It’s Just Us

Back when we lived in Atlanta, before Little Brother came along, I was in the throes of first-time newborn motherhood with The Kid and would preserve my sanity by wheeling his ass all around our hilly neighbourhood day after day. Certain familiarities emerged over time: the Area Where I Saw a Dead Snake, the Man Who Walked Around While Reading a Newspaper, the Frantically Driving Tennis Players Late to Their Matches. In particular, there was a woman, maybe in her twenties, who had a bouncy gait just slightly off from coordinated. She wore big headphones and, after the first time we crossed her path, greeted me and TK with more familiarity than I felt was due. An awkward conversation would ensue (awkward for me, because I am awkward at conversation; she seemed perfectly at ease)–she had a bit of a speech impediment and her topics seemed to wildly veer across myriad subjects. I would beg off as quickly as possible, citing naptime as an excuse, and wheel TK back home where I didn’t have to talk to anyone. Back to my comfort zone, where it could be just us and no them.

In the years since, I’ve thought of that woman and how I tried to avoid her; how our own lives have veered wildly across myriad topics and territories; how it’s likely she faced some of the same challenges that we have faced alongside TK since he graduated from newborn status. The more topics and territories we cover, the more I realise there is no them anymore, only us. All of us.

The insane grace that dragged my diarrhoea-plagued ass to a New York City stage year after year. That pulled me through denial and into the spectrum and onto an Australian primary school stage last week. That threw us across the world to Australia. That opened my eyes and ears to the point that, from residing on one side of the political spectrum, I now get emails from the DNC and think that maybe Rush Limbaugh wasn’t such a paragon of perfect wisdom after all (GASP). That led me to wonder if maybe people whose preferences were different from mine might still be humans deserving of rights (GASP GASP).

This grace that brought me from writing a research paper on autism (thinking I therefore knew everything while actually knowing…nothing) and into actual life with it, my heart enmeshed with its intricacies and difficulties and beauties. That took my older-child sensibilities and threw them in with a younger child whose awarenesses and humour both contradict and mirror my own.

We are all over the place, flung around by grace into wild and unpredictable landscapes among people with whom we never would have identified with back when we resided solely in our comfort zones. The fringes, the marginalised, they are no longer they, they are we.

There’s a reason the cross was located outside the city gates.

The other day, TK was trying to get The Husband to buy him something (classic TK), and he decided flattery was the best approach. “But Dad is the head of the family,” he said, ‘He holds the pillars up.”
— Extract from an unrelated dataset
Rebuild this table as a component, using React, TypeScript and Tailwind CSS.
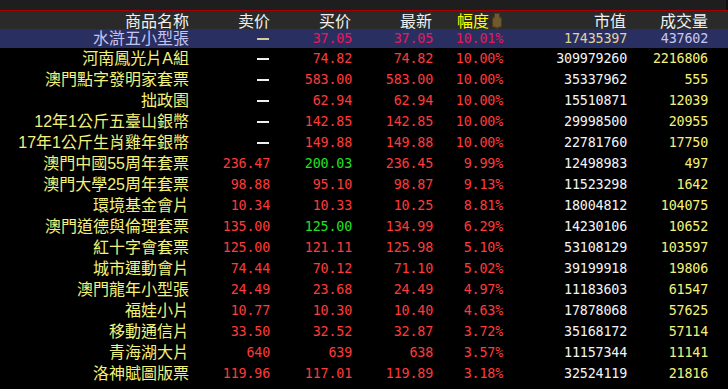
import clsx from "clsx";

type Row = {
  name: string;
  sell: string;
  buy: string;
  last: string;
  pct: string;
  cap: string;
  vol: string;
  buyUp?: boolean;
};

const rows: Row[] = [
  { name: "水滸五小型張", sell: "—", buy: "37.05", last: "37.05", pct: "10.01%", cap: "17435397", vol: "437602" },
  { name: "河南鳳光片A組", sell: "—", buy: "74.82", last: "74.82", pct: "10.00%", cap: "309979260", vol: "2216806" },
  { name: "澳門點字發明家套票", sell: "—", buy: "583.00", last: "583.00", pct: "10.00%", cap: "35337962", vol: "555" },
  { name: "拙政園", sell: "—", buy: "62.94", last: "62.94", pct: "10.00%", cap: "15510871", vol: "12039" },
  { name: "12年1公斤五臺山銀幣", sell: "—", buy: "142.85", last: "142.85", pct: "10.00%", cap: "29998500", vol: "20955" },
  { name: "17年1公斤生肖雞年銀幣", sell: "—", buy: "149.88", last: "149.88", pct: "10.00%", cap: "22781760", vol: "17750" },
  { name: "澳門中國55周年套票", sell: "236.47", buy: "200.03", last: "236.45", pct: "9.99%", cap: "12498983", vol: "497", buyUp: true },
  { name: "澳門大學25周年套票", sell: "98.88", buy: "95.10", last: "98.87", pct: "9.13%", cap: "11523298", vol: "1642" },
  { name: "環境基金會片", sell: "10.34", buy: "10.33", last: "10.25", pct: "8.81%", cap: "18004812", vol: "104075" },
  { name: "澳門道德與倫理套票", sell: "135.00", buy: "125.00", last: "134.99", pct: "6.29%", cap: "14230106", vol: "10652", buyUp: true },
  { name: "紅十字會套票", sell: "125.00", buy: "121.11", last: "125.98", pct: "5.10%", cap: "53108129", vol: "103597" },
  { name: "城市運動會片", sell: "74.44", buy: "70.12", last: "71.10", pct: "5.02%", cap: "39199918", vol: "19806" },
  { name: "澳門龍年小型張", sell: "24.49", buy: "23.68", last: "24.49", pct: "4.97%", cap: "11183603", vol: "61547" },
  { name: "福娃小片", sell: "10.77", buy: "10.30", last: "10.40", pct: "4.63%", cap: "17878068", vol: "57625" },
  { name: "移動通信片", sell: "33.50", buy: "32.52", last: "32.87", pct: "3.72%", cap: "35168172", vol: "57114" },
  { name: "青海湖大片", sell: "640", buy: "639", last: "638", pct: "3.57%", cap: "11157344", vol: "11141" },
  { name: "洛神賦圖版票", sell: "119.96", buy: "117.01", last: "119.89", pct: "3.18%", cap: "32524119", vol: "21816" },
];

const cjk = "font-['Liberation_Sans','Noto_Sans_CJK_TC',sans-serif] text-[16px]";
const num = "font-['DejaVu_Sans_Mono',monospace] text-[13.4px] tracking-[-0.2px]";

function SortMark() {
  return (
    <svg width="12" height="17" viewBox="0 0 12 17" className="ml-[2px]">
      <path d="M3 1h6v3l2 2v9l-5 2-5-2V6l2-2z" fill="#4a3a18" />
      <path d="M4 2h4v3l2 2v7l-4 1.5L2 14V7l2-2z" fill="#6e5a2c" />
    </svg>
  );
}

function DataRow(props: { row: Row; selected: boolean }) {
  const r = props.row;
  const sel = props.selected;
  const red = sel ? "text-[#e8185a]" : "text-[#ff3a3a]";
  return (
    <div
      className={clsx(
        "flex items-center whitespace-nowrap",
        sel ? "h-[18px] bg-[#2a2f62]" : "h-[21px] pt-[1px]"
      )}
    >
      <div
        className={clsx(
          cjk,
          "w-[189px] text-right leading-none",
          sel ? "text-[#c4c4f0]" : "text-[#f2f27a]"
        )}
      >
        {r.name}
      </div>
      <div className={clsx("w-[81px] flex items-center justify-end", num)}>
        {r.sell === "—" ? (
          <span
            className={clsx(
              "block w-[12px] h-[2px] mr-[1px]",
              sel ? "bg-[#d8cc9a]" : "bg-[#f0f0f0]"
            )}
          />
        ) : (
          <span className={red}>{r.sell}</span>
        )}
      </div>
      <div className={clsx(num, "w-[82px] text-right", r.buyUp ? "text-[#22e022]" : red)}>
        {r.buy}
      </div>
      <div className={clsx(num, "w-[81px] text-right", red)}>{r.last}</div>
      <div className={clsx(num, "w-[70px] text-right", red)}>{r.pct}</div>
      <div
        className={clsx(
          num,
          "w-[124px] text-right",
          sel ? "text-[#e0d49a]" : "text-[#f4f4f4]"
        )}
      >
        {r.cap}
      </div>
      <div
        className={clsx(
          num,
          "w-[81px] text-right",
          sel ? "text-[#c8c8f4]" : "text-[#f2f27a]"
        )}
      >
        {r.vol}
      </div>
    </div>
  );
}

export default function App() {
  const head = "font-['Noto_Sans_CJK_SC',sans-serif] text-[16px] leading-none text-right";
  return (
    <div className="w-[728px] h-[389px] bg-black overflow-hidden">
      <div className="h-[10px] bg-[#1e1e1e] border-r-2 border-[#111]" />
      <div className="h-[20px] bg-[#2a2a2a] border-y border-[#a80000] flex items-center whitespace-nowrap text-[#f0f0f0]">
        <div className={clsx(head, "w-[189px]")}>商品名称</div>
        <div className={clsx(head, "w-[81px]")}>卖价</div>
        <div className={clsx(head, "w-[82px] pr-[1px]")}>买价</div>
        <div className={clsx(head, "w-[81px] pr-[1px]")}>最新</div>
        <div className="w-[70px] flex items-center justify-end">
          <span className={clsx(head, "text-[#ffff00]")}>幅度</span>
          <SortMark />
        </div>
        <div className={clsx(head, "w-[124px] pr-[1px]")}>市值</div>
        <div className={clsx(head, "w-[81px]")}>成交量</div>
      </div>
      {rows.map((r, i) => (
        <DataRow key={r.name} row={r} selected={i === 0} />
      ))}
    </div>
  );
}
Reader, I GASPED. I balked. I reared back my head while TH laughed and I said, “Oh I don’t think so. We are partners,” thereby negating everything I grew up being taught in well-intentioned but incompletely-exegized Sunday School lessons, flung wildly as we have been across (and out of) church spaces.

Travel is a privilege–I get that. Not everyone can do it. But virtual travel? As in, being open to visit and even inhabit spaces different to your own? It is life. It is grace.

On Friday, TK goes with his grade to surfing, at a local beach. Last week, the boogie-boarders made up the bulk of his class, so he basically had an instructor to himself for an hour. After about a dozen trips to the ocean, they came in and the instructor and I started talking and it turned out we speak the same language: words like apraxia and dyspraxia and speech delay. We traded stories as TK recovered on the sand next to his friend. All on a beach ten thousand miles from where we started. That’s so us.